*Problem to solve*: Images are not part of the copy; write out the rest of the data exactly as given.
------ Data block ------
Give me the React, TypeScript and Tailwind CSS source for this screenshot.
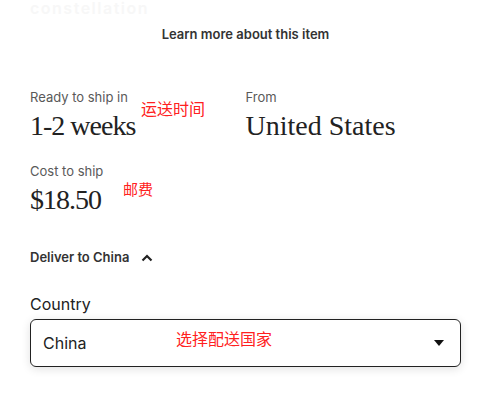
import React from "react";

export default function App() {
  return (
    <div className="relative w-[484px] h-[406px] overflow-hidden bg-white text-[#222222] font-['Inter','Noto_Sans',Arial,sans-serif]">
      <div className="h-[15px] overflow-hidden pl-[30px]">
        <div className="-mt-[4px] text-[16px] font-semibold tracking-[1.5px] text-[#f7f7f7]">constellation</div>
      </div>

      <div className="pl-[30px] pr-[23px]">
        <div className="mt-[10px] text-center text-[13px] leading-[18px] font-semibold text-[#333333]">
          Learn more about this item
        </div>

        <div className="mt-[45px] grid grid-cols-2">
          <div>
            <div className="text-[13px] leading-[18px] text-[#595959]">Ready to ship in</div>
            <div className="mt-[5px] font-['Liberation_Serif',serif] text-[28px] leading-[30px] tracking-[-1px] text-[#222222]">
              1-2 weeks
            </div>
          </div>
          <div>
            <div className="text-[13px] leading-[18px] text-[#595959]">From</div>
            <div className="mt-[5px] font-['Liberation_Serif',serif] text-[28px] leading-[30px] text-[#222222]">
              United States
            </div>
          </div>
        </div>

        <div className="mt-[21px]">
          <div className="text-[13px] leading-[18px] text-[#595959]">Cost to ship</div>
          <div className="mt-[5px] font-['Liberation_Serif',serif] text-[28px] leading-[30px] tracking-[-1px] text-[#222222]">
            $18.50
          </div>
        </div>

        <div className="mt-[33px] flex items-center gap-[12px]">
          <span className="text-[13px] leading-[18px] font-semibold text-[#333333]">Deliver to China</span>
          <svg width="12" height="8" viewBox="0 0 12 8" className="mt-[1px]">
            <path d="M1.5 6.5 L6 2 L10.5 6.5" fill="none" stroke="#222" strokeWidth="2.2" />
          </svg>
        </div>

        <div className="mt-[27px] text-[16px] leading-[22px] text-[#222222]">Country</div>
        <div className="mt-[4px] flex h-[48px] items-center justify-between rounded-[6px] border border-[#222222] pl-[12px] pr-[16px] shadow-[0_2px_10px_rgba(0,0,0,0.12)]">
          <span className="text-[16px] text-[#222222]">China</span>
          <svg width="10" height="6" viewBox="0 0 10 6">
            <path d="M0 0 L10 0 L5 6 Z" fill="#111" />
          </svg>
        </div>
      </div>

      <span className="absolute left-[141px] top-[100px] text-[16px] leading-none text-[#ff2020] font-['Noto_Sans_CJK_SC',sans-serif]">
        运送时间
      </span>
      <span className="absolute left-[123px] top-[181px] text-[15px] leading-none text-[#ff2020] font-['Noto_Sans_CJK_SC',sans-serif]">
        邮费
      </span>
      <span className="absolute left-[176px] top-[330px] text-[16px] leading-none text-[#ff2020] font-['Noto_Sans_CJK_SC',sans-serif]">
        选择配送国家
      </span>
    </div>
  );
}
------
*Output for this task*:
Give me the React, TypeScript and Tailwind CSS source for this screenshot.
import React from "react";

export default function App() {
  return (
    <div className="relative w-[484px] h-[406px] overflow-hidden bg-white text-[#222222] font-['Inter','Noto_Sans',Arial,sans-serif]">
      <div className="h-[15px] overflow-hidden pl-[30px]">
        <div className="-mt-[4px] text-[16px] font-semibold tracking-[1.5px] text-[#f7f7f7]">constellation</div>
      </div>

      <div className="pl-[30px] pr-[23px]">
        <div className="mt-[10px] text-center text-[13px] leading-[18px] font-semibold text-[#333333]">
          Learn more about this item
        </div>

        <div className="mt-[45px] grid grid-cols-2">
          <div>
            <div className="text-[13px] leading-[18px] text-[#595959]">Ready to ship in</div>
            <div className="mt-[5px] font-['Liberation_Serif',serif] text-[28px] leading-[30px] tracking-[-1px] text-[#222222]">
              1-2 weeks
            </div>
          </div>
          <div>
            <div className="text-[13px] leading-[18px] text-[#595959]">From</div>
            <div className="mt-[5px] font-['Liberation_Serif',serif] text-[28px] leading-[30px] text-[#222222]">
              United States
            </div>
          </div>
        </div>

        <div className="mt-[21px]">
          <div className="text-[13px] leading-[18px] text-[#595959]">Cost to ship</div>
          <div className="mt-[5px] font-['Liberation_Serif',serif] text-[28px] leading-[30px] tracking-[-1px] text-[#222222]">
            $18.50
          </div>
        </div>

        <div className="mt-[33px] flex items-center gap-[12px]">
          <span className="text-[13px] leading-[18px] font-semibold text-[#333333]">Deliver to China</span>
          <svg width="12" height="8" viewBox="0 0 12 8" className="mt-[1px]">
            <path d="M1.5 6.5 L6 2 L10.5 6.5" fill="none" stroke="#222" strokeWidth="2.2" />
          </svg>
        </div>

        <div className="mt-[27px] text-[16px] leading-[22px] text-[#222222]">Country</div>
        <div className="mt-[4px] flex h-[48px] items-center justify-between rounded-[6px] border border-[#222222] pl-[12px] pr-[16px] shadow-[0_2px_10px_rgba(0,0,0,0.12)]">
          <span className="text-[16px] text-[#222222]">China</span>
          <svg width="10" height="6" viewBox="0 0 10 6">
            <path d="M0 0 L10 0 L5 6 Z" fill="#111" />
          </svg>
        </div>
      </div>

      <span className="absolute left-[141px] top-[100px] text-[16px] leading-none text-[#ff2020] font-['Noto_Sans_CJK_SC',sans-serif]">
        运送时间
      </span>
      <span className="absolute left-[123px] top-[181px] text-[15px] leading-none text-[#ff2020] font-['Noto_Sans_CJK_SC',sans-serif]">
        邮费
      </span>
      <span className="absolute left-[176px] top-[330px] text-[16px] leading-none text-[#ff2020] font-['Noto_Sans_CJK_SC',sans-serif]">
        选择配送国家
      </span>
    </div>
  );
}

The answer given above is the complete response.